# Lufthansa adds astronaut food to its airline passenger menu



## CHamilton (Jul 5, 2018)

http://www.collectspace.com/news/news-070518a-lufthansa-space-food-astronaut.html

Will Amtrak add astronaut ice cream, space food sticks, and Tang?


----------



## railiner (Jul 5, 2018)

Clever marketing... the tie-in will appeal to a certain segment of the population.

Maybe Amtrak can take a page from that book, and have some 'celebrity chef's' develop and endorse some of the new "fresh and contemporary" box meals...


----------



## cpotisch (Jul 5, 2018)

railiner said:


> Maybe Amtrak can take a page from that book, and have some 'celebrity chef's' develop and endorse some of the new "fresh and contemporary" box meals...


I like your thinking!

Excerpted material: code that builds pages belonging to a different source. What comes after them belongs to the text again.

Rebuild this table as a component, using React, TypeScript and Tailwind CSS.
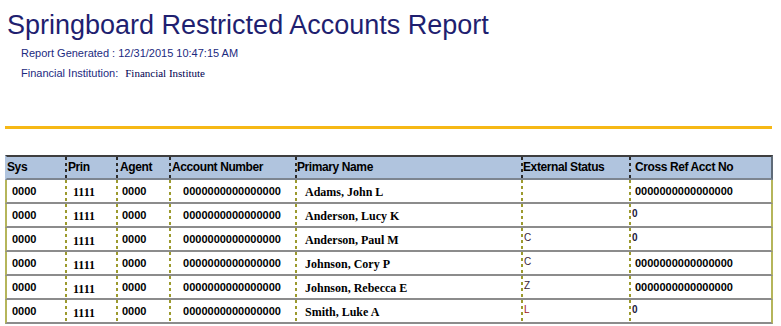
const rows = [
  { name: "Adams, John L", status: "", cross: "0000000000000000" },
  { name: "Anderson, Lucy K", status: "", cross: "0" },
  { name: "Anderson, Paul M", status: "C", cross: "0" },
  { name: "Johnson, Cory P", status: "C", cross: "0000000000000000" },
  { name: "Johnson, Rebecca E", status: "Z", cross: "0000000000000000" },
  { name: "Smith, Luke A", status: "L", cross: "0" },
];

// dashed column rule drawn as a 2px background strip on the cell's left edge
const olive =
  "bg-[repeating-linear-gradient(to_bottom,#9c9a2e_0px,#9c9a2e_3px,transparent_3px,transparent_6px)] bg-no-repeat bg-[length:2px_100%]";
const dark =
  "bg-[repeating-linear-gradient(to_bottom,#2b2b2b_0px,#2b2b2b_3px,transparent_3px,transparent_6px)] bg-no-repeat bg-[length:2px_100%]";

const sans = "font-['Liberation_Sans',Arial,sans-serif]";
const serif = "font-['Liberation_Serif','Times_New_Roman',serif]";

export default function App() {
  return (
    <div className={`min-h-screen w-[781px] bg-white pt-[12px] ${sans}`}>
      {/* Title */}
      <h1 className="ml-[7px] h-[27px] text-[27px] leading-[27px] text-[#1f1f70]">
        Springboard Restricted Accounts Report
      </h1>

      <div className="mt-[4px] pl-[21px] text-[11px] leading-[20px] text-[#1c2a80]">
        <div className="h-[20px]">Report Generated : 12/31/2015 10:47:15 AM</div>
        <div className="flex h-[20px]">
          <span>Financial Institution:</span>
          <span className={`ml-[7px] text-[11px] text-[#000050] ${serif}`}>
            Financial Institute
          </span>
        </div>
      </div>

      {/* Orange rule */}
      <div className="ml-[5px] mt-[43px] h-[3px] w-[767px] bg-[#f6b816]" />

      {/* Table */}
      <div className="ml-[5px] mt-[26px] w-[768px]">
        <div className="flex h-[25px] border-t-2 border-b-2 border-l-2 border-r-2 border-t-[#3e3e3e] border-b-[#7d8590] border-l-[#b0c4de] border-r-[#5f6b78] bg-[#b0c4de] text-[12px] font-bold tracking-[-0.4px] text-black">
          <div className="flex w-[58px] items-start pt-[1px]">Sys</div>
          <div className={`flex w-[51px] items-start pl-[3px] pt-[1px] ${dark}`}>Prin</div>
          <div className={`flex w-[53px] items-start pl-[4px] pt-[1px] ${dark}`}>Agent</div>
          <div className={`flex w-[126px] items-start pl-[3px] pt-[1px] ${dark}`}>Account Number</div>
          <div className={`flex w-[226px] items-start pl-[2px] pt-[1px] ${dark}`}>Primary Name</div>
          <div className={`flex w-[108px] items-start pl-[2px] pt-[1px] ${dark}`}>External Status</div>
          <div className={`flex w-[142px] items-start pl-[6px] pt-[1px] ${dark}`}>Cross Ref Acct No</div>
        </div>

        {rows.map((r, i) => (
          <div
            key={r.name}
            className="flex h-[24px] border-b-2 border-l-2 border-r-2 border-b-[#8c8c8c] border-l-[#b5b55a] border-r-[#b5b55a] bg-white text-black"
          >
            <div className="flex w-[58px] items-center pl-[5px] text-[11px] font-bold">0000</div>
            <div
              className={`flex w-[51px] items-center pl-[8px] text-[12px] font-bold ${
                i > 1 ? "pt-[4px]" : "pt-[2px]"
              } ${serif} ${olive}`}
            >
              1111
            </div>
            <div className={`flex w-[53px] items-center pl-[6px] text-[11px] font-bold ${olive}`}>0000</div>
            <div className={`flex w-[126px] items-center justify-center text-[11px] font-bold ${olive}`}>
              0000000000000000
            </div>
            <div className={`flex w-[226px] items-center pl-[10px] pt-[2px] text-[12px] font-bold ${serif} ${olive}`}>
              {r.name}
            </div>
            <div className={`flex w-[108px] items-start pl-[3px] pt-[3px] text-[10px] leading-[13px] ${olive}`}>
              <span className={r.status === "L" ? "text-[#a01818]" : "text-[#3a1f3a]"}>{r.status}</span>
            </div>
            <div className={`flex w-[142px] ${olive}`}>
              {r.cross.length > 1 ? (
                <span className="flex items-center pl-[6px] text-[11px] font-bold">{r.cross}</span>
              ) : (
                <span className="pl-[3px] pt-[3px] text-[10px] font-bold leading-[13px] text-[#1a1a40]">
                  {r.cross}
                </span>
              )}
            </div>
          </div>
        ))}
      </div>
    </div>
  );
}
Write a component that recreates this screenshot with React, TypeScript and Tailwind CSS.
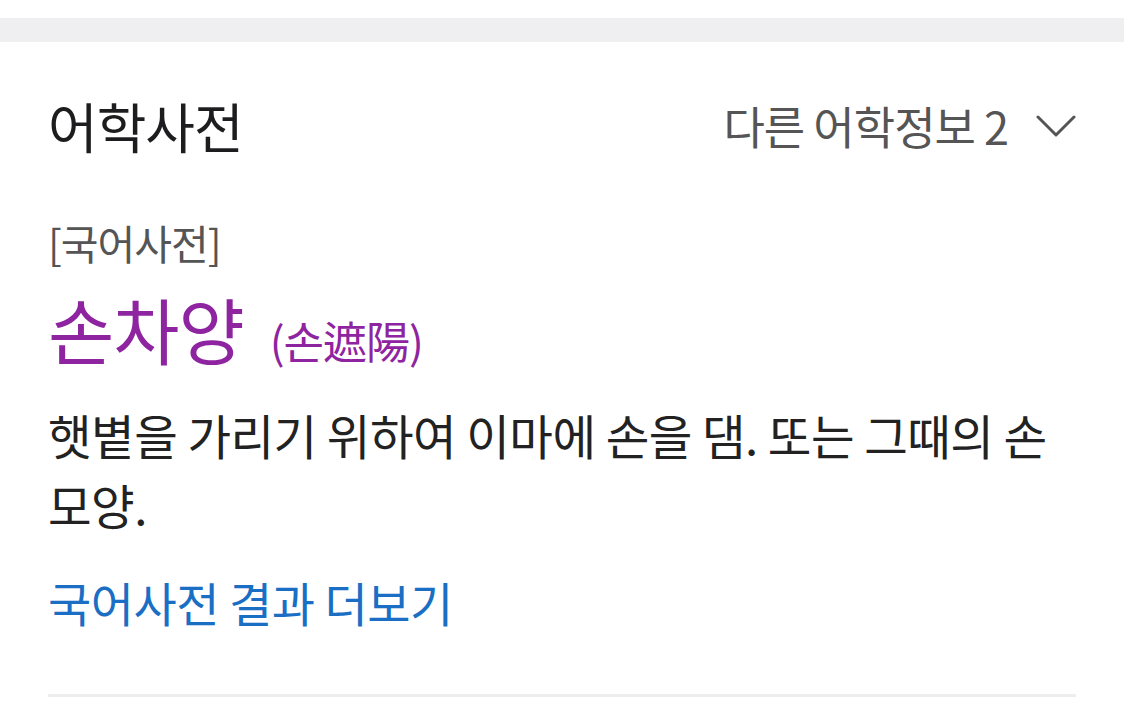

Bring in Guy Fieri!


----------



## CHamilton (Jul 5, 2018)

railiner said:


> Maybe Amtrak can take a page from that book, and have some 'celebrity chef's' develop and endorse some of the new "fresh and contemporary" box meals...


They did that a few years ago, with some success.

https://www.washingtonpost.com/local/trafficandcommuting/amtrak-gets-gourmet-advice/2013/06/10/df8eda8c-b0d6-11e2-9a98-4be1688d7d84_story.html?noredirect=on&utm_term=.47116d1dff8e

But I doubt that people like Tom Douglas would touch Amtrak with a ten-foot spatula today.


----------



## railiner (Jul 5, 2018)

Could you just imagine Gordon Ramsay doing a "Hell's Galley" show from a Viewliner Diner?


----------